Not Just Joe Crowley: Many State Lawmakers Lost Primaries This Week
New York's congressional race wasn't the only one with an upset on Tuesday. An anti-incumbent wave hit two states' legislative elections.
Thomas V. Mike Miller has been president of the Maryland Senate since 1987. Come January, he'll have to rebuild his leadership team essentially from scratch.
Three of Miller's top lieutenants went down in Democratic primaries on Tuesday. Thanks to other losses and retirements, most committees will have new chairs next year. Among those ousted were Nathaniel McFadden, the Senate president pro tem; Joan Carter Conway, who chairs the Education, Health and Environmental Committee; and Judiciary Committee Chair Joseph Vallario.
"Mike Miller's going to go to Annapolis in January faced with a decimated leadership team and a far more progressive Senate than he's faced before," says Todd Eberly, a political scientist at St. Mary's College of Maryland. "It may be a Senate that isn't comfortable with him as a leader."
Voters in Maryland were willing ousted veteran members they considered an impediment to progressive issues like criminal justice reform and a $15 minimum wage.
"The folks who are energized, the folks who are engaged, these are folks for whom progressive legislation is very important," says Christopher Honey, communications director for SEIU Local 500, a labor union that targeted Miller and his allies. "It's no surprise that this happened in a blue state like Maryland."
At the federal level, the biggest upset on Tuesday was in New York, where 28-year-old Alexandria Ocasio-Cortez, a Democratic Socialist who worked for the Bernie Sanders campaign in 2016 and was a bartender just last year, defeated 10-term Congressman Joseph Crowley.
This generally hasn't been a big year for ousting state legislators in primaries thus far. But an anti-incumbent wave also hit Oklahoma on Tuesday. There, the issue was problems with the state budget and a fight over school funding that led to a statewide teachers' walkout in April.
"This is entirely a mobilization against anti-tax, anti-education lawmakers in the GOP primary," says Keith Gaddie, a political scientist at the University of Oklahoma. "Of the 10 incumbent GOP House members who opposed education funding across the board and sought reelection, two lost outright and seven have runoffs, while the other one prevailed by just three votes."
Four other Republican incumbents in the Oklahoma House also lost their seats Tuesday, including one who lost to a middle school English teacher. According to the Oklahoma Education Association, there were 112 candidates who were teachers, school administrators, retired educators or individuals related to teachers. Of those, 70 won nomination or proceeded to runoffs on Aug. 28.
"Tuesday was evidence that the walkout did have a major impact on the election and that voters supported our schools and the education system," says Alicia Priest, the union's president.

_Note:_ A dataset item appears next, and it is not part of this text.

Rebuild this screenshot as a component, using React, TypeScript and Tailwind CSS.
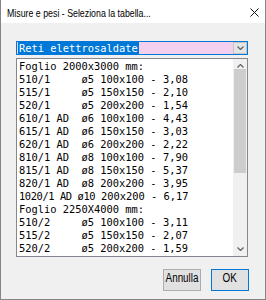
import React from "react";

const rows: string[] = [
  "Foglio 2000x3000 mm:",
  "510/1     ø5 100x100 - 3,08",
  "515/1     ø5 150x150 - 2,10",
  "520/1     ø5 200x200 - 1,54",
  "610/1 AD  ø6 100x100 - 4,43",
  "615/1 AD  ø6 150x150 - 3,03",
  "620/1 AD  ø6 200x200 - 2,22",
  "810/1 AD  ø8 100x100 - 7,90",
  "815/1 AD  ø8 150x150 - 5,37",
  "820/1 AD  ø8 200x200 - 3,95",
  "SPECIAL",
  "Foglio 2250X4000 mm:",
  "510/2     ø5 100x100 - 3,11",
  "515/2     ø5 150x150 - 2,07",
  "520/2     ø5 200x200 - 1,59",
];

function Chevron({ up }: { up?: boolean }) {
  return (
    <svg width="7" height="4" viewBox="0 0 7 4" className="block">
      {up ? (
        <path d="M0.5 3.5 L3.5 0.5 L6.5 3.5" fill="none" stroke="#606060" strokeWidth="1.2" />
      ) : (
        <path d="M0.5 0.5 L3.5 3.5 L6.5 0.5" fill="none" stroke="#606060" strokeWidth="1.2" />
      )}
    </svg>
  );
}

export default function App() {
  return (
    <div className="w-[266px] h-[300px] flex flex-col bg-[#f0f0f0] border-x border-b border-[#858585] overflow-hidden">
      {/* title bar */}
      <div className="h-[23px] bg-white flex items-start justify-between pl-[6px] pr-[6px] shrink-0">
        <span className="mt-[7px] leading-[13px] text-[11px] text-black font-['Liberation_Sans',sans-serif] whitespace-nowrap scale-x-[0.8] origin-left">
          Misure e pesi - Seleziona la tabella...
        </span>
        <svg width="9" height="9" viewBox="0 0 9 9" className="mt-[8px] block">
          <path d="M0.5 0.5 L8.5 8.5 M8.5 0.5 L0.5 8.5" stroke="#111" strokeWidth="1" fill="none" />
        </svg>
      </div>

      {/* body */}
      <div className="flex-1 flex flex-col pl-[15px] pr-[17px] pt-[18px] font-['DejaVu_Sans_Mono',monospace] text-[10.4px] text-black">
        {/* combo */}
        <div className="h-[14px] border border-[#0078d7] bg-[#f5d0ee] flex shrink-0">
          <div className="flex-1 pl-[1px] flex">
            <span className="bg-[#0078d7] text-white px-[1px] leading-[12px] whitespace-pre">Reti elettrosaldate</span>
          </div>
          <div className="w-[14px] bg-[#e5e5e5] border border-[#c4c4c4] flex items-center justify-center">
            <Chevron />
          </div>
        </div>

        {/* list */}
        <div className="mt-[3px] h-[199px] border border-[#828790] bg-white flex shrink-0">
          <div className="flex-1 overflow-hidden pl-[2px] pt-[1px]">
            {rows.map((r, i) =>
              r === "SPECIAL" ? (
                <div key={i} className="h-[13px] leading-[13px] whitespace-pre">
                  <span className="tracking-[-0.4px]">1020/1 AD ø10 </span>
                  <span>200x200 - 6,17</span>
                </div>
              ) : (
                <div key={i} className="h-[13px] leading-[13px] whitespace-pre">
                  {r}
                </div>
              )
            )}
          </div>
          <div className="w-[14px] bg-[#f0f0f0] flex flex-col">
            <div className="h-[10px] flex items-start justify-center pt-[5px]">
              <Chevron up />
            </div>
            <div className="h-[104px] mx-[1px] bg-[#cdcdcd]" />
            <div className="flex-1" />
            <div className="h-[12px] flex items-start justify-center pt-[3px]">
              <Chevron />
            </div>
          </div>
        </div>

        {/* buttons */}
        <div className="mt-[12px] flex justify-end gap-[10px] -mr-px font-['Liberation_Sans',sans-serif] text-[12px]">
          <button className="w-[38px] h-[22px] border border-[#adadad] bg-[#e1e1e1] flex items-start justify-center pt-[1px] leading-[14px] text-black">
            <span className="block scale-x-[0.82] whitespace-nowrap">Annulla</span>
          </button>
          <button className="w-[38px] h-[22px] border border-[#0078d7] bg-[#e1e1e1] flex items-start justify-center pt-[1px] leading-[14px] text-black">
            <span className="block scale-x-[0.82] whitespace-nowrap">OK</span>
          </button>
        </div>
      </div>
    </div>
  );
}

Oklahoma Democrats recognize that they have no chance of erasing the Republican majorities in the legislature, but they hope that GOP incumbent losses in the primaries and any gains they make in the fall will shift the nature of working majorities next year.
"We could pick up enough seats to break the supermajority, and a lot of these Republicans are going to be replaced in their primaries by candidates who are less ideologically staunch," says Anna Langthorn, who chairs the Oklahoma Democratic Party.
In Maryland, it's Democrats who have a lock on both legislative chambers, frequently overriding GOP Gov. Larry Hogan's vetoes. But Republicans are seriously targeting five Democratic senators in hopes of having the numbers to sustain those vetoes. On Tuesday, Hogan helped take out GOP state Sen. Steve Waugh, who had sometimes voted with Democrats to override him.
John T. Willis, a former Maryland secretary of state, argues that the idea that Tuesday's vote was simply a matter of Democrats moving to the left is a bit simplistic.
"I don't think it's really ideological as much as it may be in other jurisdictions," he says.
Willis notes that some of the senators were defeated by sitting delegates whose voting records aren't terribly different.
"They were all recognized as substantive, hardworking members who had their own legislative records that they could present to voters, not just an ideological bent," says Willis, now a public affairs professor at the University of Baltimore.
Some of the challenges had been long in the making, not based on the fashion of the moment within the party to move left. Some of the defeated senators are in their 70s or even 80s. At least one, Finance Committee Chair Thomas "Mac" Middleton, represents a district where demographics had changed dramatically during his long years in office.
"This is not the first time that a younger delegate has beaten an older senator," says Willis.
Few can beat Miller himself for longevity. He was first elected in 1974 and has led the Maryland Senate for more than 30 years. They even named the Senate office building after him.
He faces new challenges, but he may be able to navigate them smoothly in the end.
"He's going to put together a leadership team again," says Matthew Crenson, a retired Johns Hopkins University political scientist. "You know you've been there a long time when you're not dead but they name a building after you."